Hier hätten die Wohnungseigentümer zwar kein generelles, sondern ein spezielles Vermietungsverbot beschlossen, mit dem nur bestimmte, nämlich kurzzeitige Vermietungen untersagt werden. Aber auch ein solches Verbot könne nur mit Zustimmung aller Wohnungseigentümer beschlossen werden. Denn es verenge die zuvor weite Zweckbestimmung der Einheiten und schränke das in § 13 Abs. 1 WEG gewährleistete Recht jedes einzelnen Wohnungseigentümers, mit seinem Sondereigentum nach Belieben zu verfahren, dauerhaft in erheblicher Weise ein. Über die Nutzung des Sondereigentums dürfe aber – soweit nichts anderes vereinbart ist – der Sondereigentümer frei entscheiden, und er dürfe sich darauf verlassen, dass seine auf das Sondereigentum bezogenen Nutzungsbefugnisse nicht ohne sein Zutun eingeschränkt werden. Infolgedessen dürften auch Vermietungen von besonders kurzer Dauer oder bestimmter Art – wie etwa die Vermietung als Ferien- oder Werkswohnung – nur mit Zustimmung aller Wohnungseigentümer verboten werden; andernfalls entstünden im Übrigen erhebliche Abgrenzungs- und Wertungsprobleme.

BGH verweist auf andere Rechtsschutzmöglichkeiten

Die Eigentumsrechte der übrigen Wohnungseigentümer würden hierdurch nicht außer Acht gelassen, so der BGH. Allerdings erforderten Regelungen, die – wie das Verbot der kurzzeitigen Vermietung in einer reinen Wohnungseigentumsanlage – die Zweckbestimmung aller Einheiten betreffen, eine allstimmige Beschlussfassung; diese zu erreichen, könne sich gerade in größeren Anlagen als schwierig erweisen. Den übrigen Wohnungseigentümern stünden aber gegebenenfalls andere Rechtsschutzmöglichkeiten zur Verfügung. Was die Kurzzeitvermietung angehe, müssten damit einhergehende Störungen wie Überbelegung, fortwährende Verstöße gegen die Hausordnung oder Lärmbelästigungen durch Feriengäste nicht hingenommen werden; sie könnten einen Unterlassungsanspruch gemäß § 15 Abs. 3 WEG begründen.
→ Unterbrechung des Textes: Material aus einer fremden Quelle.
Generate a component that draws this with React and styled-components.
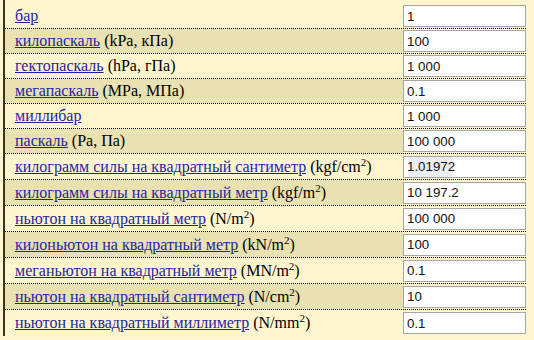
import React from 'react';
import styled, { createGlobalStyle } from 'styled-components';

const Global = createGlobalStyle`
  body {
    margin: 0;
    background: #fff5cf;
    font-family: "Liberation Serif", "Times New Roman", serif;
  }
`

const Frame = styled.div`
  margin-left: 3px;
  width: 523px;
  border-left: 2px solid #3b3320;
  padding-top: 4px;
  min-height: 336px;
  box-sizing: border-box;
`

const Row = styled.div`
  display: grid;
  grid-template-columns: 398px 123px;
  height: ${p => (p.$tall ? 26 : 25)}px;
  box-sizing: border-box;
  border-bottom: ${p => (p.$last ? 'none' : '1px dotted #000')};
`

const Label = styled.div`
  display: flex;
  align-items: center;
  padding-left: 10px;
  background: ${p => (p.$shade ? '#e9e1b2' : 'transparent')};
  font-size: 16px;
  color: #000;
  white-space: nowrap;

  sup {
    font-size: 11px;
    line-height: 0;
  }
`

const Unit = styled.a`
  color: #1f1fa6;
  text-decoration: underline;
  margin-right: 4px;
`

const Cell = styled.div`
  display: flex;
  align-items: center;
`

const Field = styled.input`
  width: 123px;
  height: 22px;
  box-sizing: border-box;
  border: 1px solid #a7a7a2;
  padding: 0 3px;
  font-family: "Liberation Sans", Arial, sans-serif;
  font-size: 13.3px;
  color: #111;
  outline: none;
  background: ${p =>
    p.$mark
      ? 'linear-gradient(to right, #fff 5px, #eceef2 5px, #eceef2 49px, #fff 49px)'
      : '#fff'};
`

const rows = [
  { name: 'бар', value: '1' },
  { name: 'килопаскаль', extra: '(kPa, кПа)', value: '100' },
  { name: 'гектопаскаль', extra: '(hPa, гПа)', value: '1 000' },
  { name: 'мегапаскаль', extra: '(MPa, МПа)', value: '0.1' },
  { name: 'миллибар', value: '1 000' },
  { name: 'паскаль', extra: '(Pa, Па)', value: '100 000' },
  { name: 'килограмм силы на квадратный сантиметр', extra: 'kgf/cm', sup: true, value: '1.01972', mark: true },
  { name: 'килограмм силы на квадратный метр', extra: 'kgf/m', sup: true, value: '10 197.2' },
  { name: 'ньютон на квадратный метр', extra: 'N/m', sup: true, value: '100 000' },
  { name: 'килоньютон на квадратный метр', extra: 'kN/m', sup: true, value: '100' },
  { name: 'меганьютон на квадратный метр', extra: 'MN/m', sup: true, value: '0.1' },
  { name: 'ньютон на квадратный сантиметр', extra: 'N/cm', sup: true, value: '10' },
  { name: 'ньютон на квадратный миллиметр', extra: 'N/mm', sup: true, value: '0.1' },
];

const App = () => {
  return (
    <>
      <Global />
      <Frame>
        {rows.map((r, i) => (
          <Row key={r.name} $tall={r.sup} $last={i === rows.length - 1}>
            <Label $shade={i % 2 === 1}>
              <Unit href="#">{r.name}</Unit>
              {r.sup ? (
                <span>({r.extra}<sup>2</sup>)</span>
              ) : (
                r.extra && <span>{r.extra}</span>
              )}
            </Label>
            <Cell>
              <Field readOnly defaultValue={r.value} $mark={r.mark} />
            </Cell>
          </Row>
        ))}
      </Frame>
    </>
  );
};

export default App;
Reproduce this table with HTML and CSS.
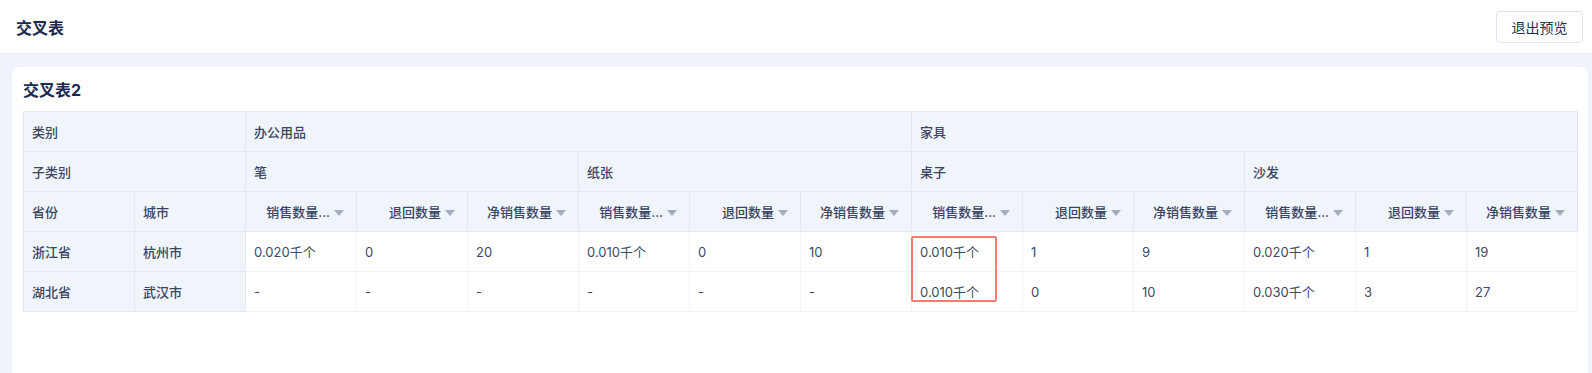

Solche Störungen machten die Beklagten allerdings – soweit ersichtlich – nicht geltend. Der von ihnen vornehmlich angeführte Umstand, dass die kurzzeitigen Mieter den anderen Bewohnern unbekannt sind, stelle für sich genommen keine Störung dar.

BGH, Urteil vom 12.04.2019 - V ZR 112/18

Redaktion beck-aktuell, 12. April 2019.